What you will do
Tally up the lines where the string "full" appears; reply with the number only.

Data extract
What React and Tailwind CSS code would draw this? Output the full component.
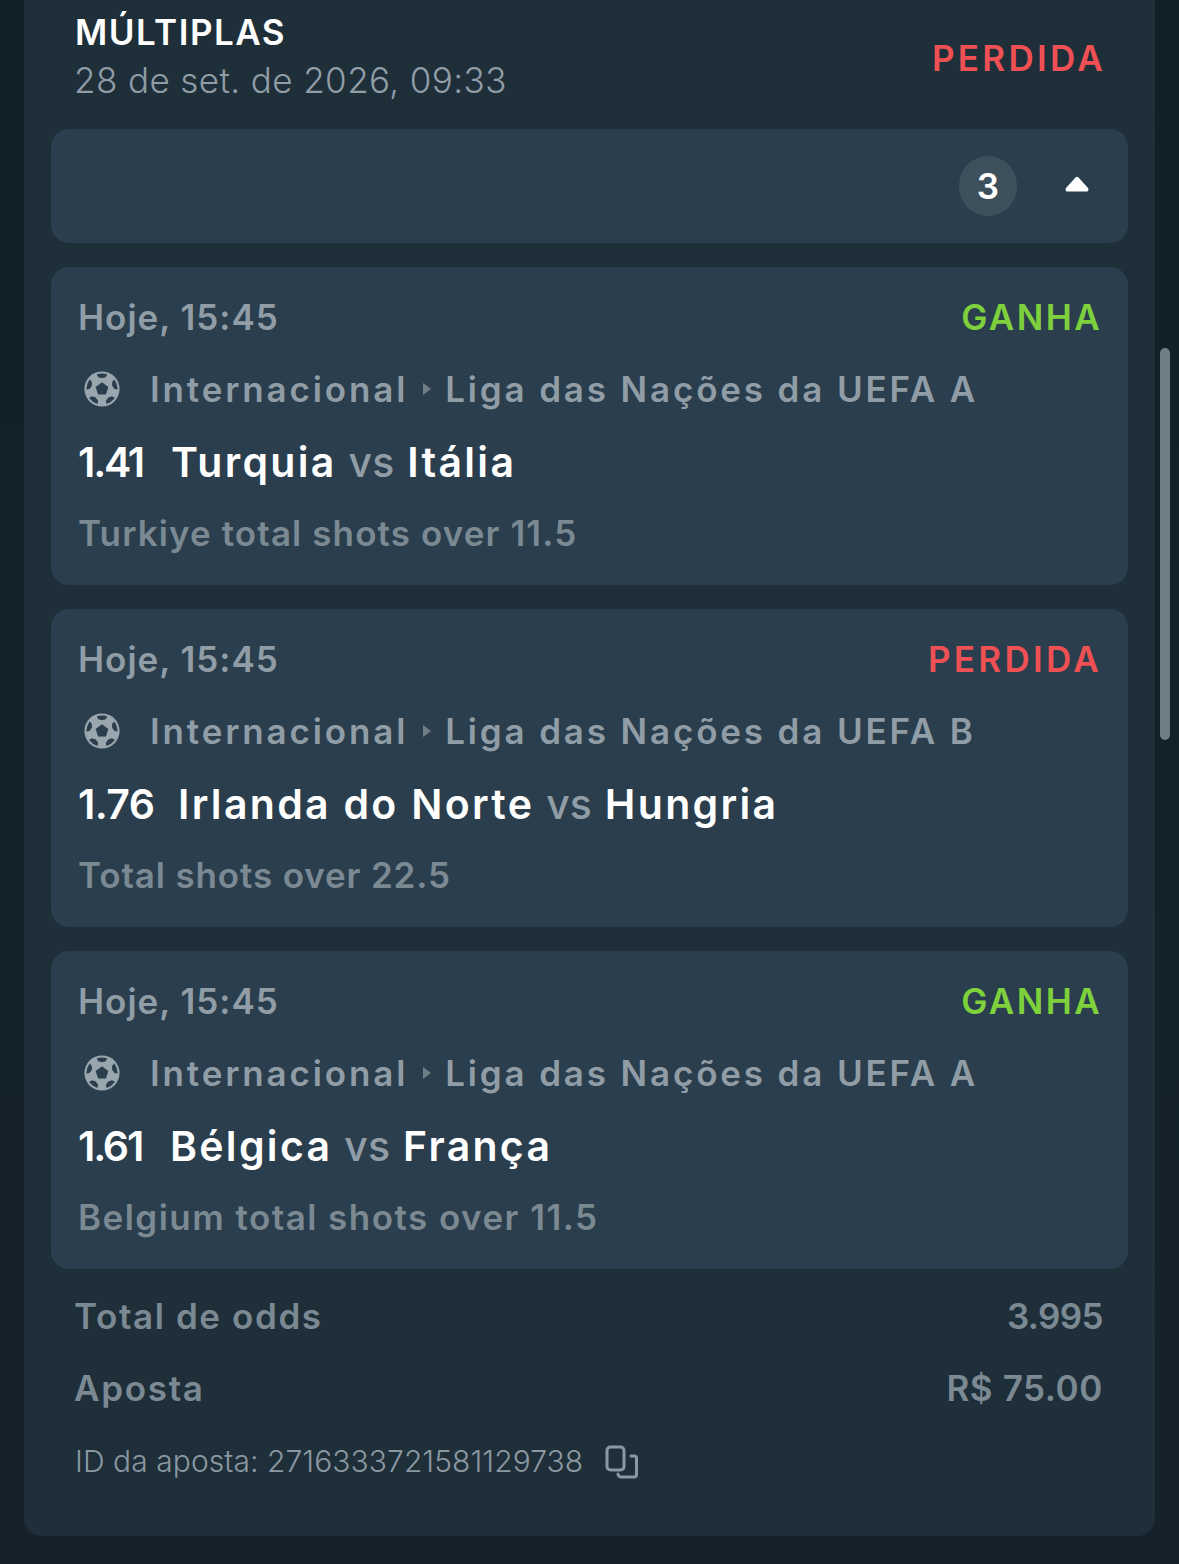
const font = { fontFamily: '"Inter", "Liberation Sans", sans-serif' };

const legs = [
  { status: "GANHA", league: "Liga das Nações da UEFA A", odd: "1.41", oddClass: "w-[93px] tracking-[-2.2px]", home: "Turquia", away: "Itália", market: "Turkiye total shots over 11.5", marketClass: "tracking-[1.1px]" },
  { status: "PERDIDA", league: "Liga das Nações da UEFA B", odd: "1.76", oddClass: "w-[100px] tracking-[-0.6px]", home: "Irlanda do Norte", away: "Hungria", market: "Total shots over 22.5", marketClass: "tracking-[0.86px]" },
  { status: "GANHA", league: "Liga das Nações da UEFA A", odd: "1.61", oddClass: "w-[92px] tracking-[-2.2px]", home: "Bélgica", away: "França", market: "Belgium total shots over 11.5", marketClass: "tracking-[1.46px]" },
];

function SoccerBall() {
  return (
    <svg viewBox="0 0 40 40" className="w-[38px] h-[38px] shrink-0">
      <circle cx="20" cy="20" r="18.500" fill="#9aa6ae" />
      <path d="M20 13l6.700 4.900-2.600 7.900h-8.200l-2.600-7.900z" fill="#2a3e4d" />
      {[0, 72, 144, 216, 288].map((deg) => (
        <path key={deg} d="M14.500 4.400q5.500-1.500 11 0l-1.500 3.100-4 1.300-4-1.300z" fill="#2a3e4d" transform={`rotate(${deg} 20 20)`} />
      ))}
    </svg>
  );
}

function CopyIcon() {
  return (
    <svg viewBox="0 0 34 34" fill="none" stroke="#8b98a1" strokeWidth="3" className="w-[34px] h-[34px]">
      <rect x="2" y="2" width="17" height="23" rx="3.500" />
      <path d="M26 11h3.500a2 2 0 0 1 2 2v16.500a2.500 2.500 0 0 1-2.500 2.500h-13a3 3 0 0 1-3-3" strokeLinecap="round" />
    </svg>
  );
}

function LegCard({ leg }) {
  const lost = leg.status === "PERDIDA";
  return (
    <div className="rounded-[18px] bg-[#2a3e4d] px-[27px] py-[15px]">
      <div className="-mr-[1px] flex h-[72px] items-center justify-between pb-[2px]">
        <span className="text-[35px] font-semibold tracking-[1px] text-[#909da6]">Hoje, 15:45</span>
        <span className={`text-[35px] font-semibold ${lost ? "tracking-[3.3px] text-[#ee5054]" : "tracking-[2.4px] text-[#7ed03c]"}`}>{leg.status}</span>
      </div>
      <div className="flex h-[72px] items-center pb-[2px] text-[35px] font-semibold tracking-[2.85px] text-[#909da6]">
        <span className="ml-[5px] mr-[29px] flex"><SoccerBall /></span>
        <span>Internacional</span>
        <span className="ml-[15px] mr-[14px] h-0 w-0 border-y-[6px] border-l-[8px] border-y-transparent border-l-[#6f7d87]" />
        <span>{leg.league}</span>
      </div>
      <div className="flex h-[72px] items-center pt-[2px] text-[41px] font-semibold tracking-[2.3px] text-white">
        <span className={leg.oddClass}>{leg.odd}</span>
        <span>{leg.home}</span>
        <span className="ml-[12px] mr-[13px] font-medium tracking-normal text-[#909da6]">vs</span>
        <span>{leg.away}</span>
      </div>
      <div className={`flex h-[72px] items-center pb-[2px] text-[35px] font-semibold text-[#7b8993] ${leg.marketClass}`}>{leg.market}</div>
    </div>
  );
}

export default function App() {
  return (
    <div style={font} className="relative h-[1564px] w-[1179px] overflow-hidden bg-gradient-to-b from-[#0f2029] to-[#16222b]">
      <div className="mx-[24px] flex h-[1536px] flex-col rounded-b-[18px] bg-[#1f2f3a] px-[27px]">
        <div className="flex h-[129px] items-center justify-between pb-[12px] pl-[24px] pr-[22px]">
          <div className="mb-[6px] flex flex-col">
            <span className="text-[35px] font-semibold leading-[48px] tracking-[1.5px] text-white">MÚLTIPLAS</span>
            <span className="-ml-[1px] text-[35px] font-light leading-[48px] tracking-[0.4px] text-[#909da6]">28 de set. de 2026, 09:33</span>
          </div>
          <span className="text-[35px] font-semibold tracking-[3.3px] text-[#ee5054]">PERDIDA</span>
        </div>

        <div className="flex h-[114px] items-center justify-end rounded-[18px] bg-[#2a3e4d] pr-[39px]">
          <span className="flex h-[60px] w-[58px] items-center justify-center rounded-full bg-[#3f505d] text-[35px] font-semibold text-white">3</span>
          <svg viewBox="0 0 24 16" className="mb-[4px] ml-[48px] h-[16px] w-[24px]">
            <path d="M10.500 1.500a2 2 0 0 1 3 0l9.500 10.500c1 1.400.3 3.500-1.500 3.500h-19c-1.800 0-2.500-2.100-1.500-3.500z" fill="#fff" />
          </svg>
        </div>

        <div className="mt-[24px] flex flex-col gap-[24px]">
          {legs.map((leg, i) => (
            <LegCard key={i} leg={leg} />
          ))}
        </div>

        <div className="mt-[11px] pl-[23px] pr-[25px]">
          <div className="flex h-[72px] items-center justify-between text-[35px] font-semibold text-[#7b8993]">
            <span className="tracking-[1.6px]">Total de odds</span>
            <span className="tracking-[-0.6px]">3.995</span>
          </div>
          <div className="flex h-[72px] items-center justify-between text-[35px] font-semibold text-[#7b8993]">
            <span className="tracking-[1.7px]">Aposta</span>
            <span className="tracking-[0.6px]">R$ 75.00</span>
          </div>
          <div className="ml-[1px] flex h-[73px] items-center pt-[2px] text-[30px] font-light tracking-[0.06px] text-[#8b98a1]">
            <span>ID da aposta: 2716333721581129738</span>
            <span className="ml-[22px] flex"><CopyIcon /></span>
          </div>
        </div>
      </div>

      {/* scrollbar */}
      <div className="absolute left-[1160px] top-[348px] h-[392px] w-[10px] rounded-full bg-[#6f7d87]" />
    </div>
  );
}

Result of this exercise
3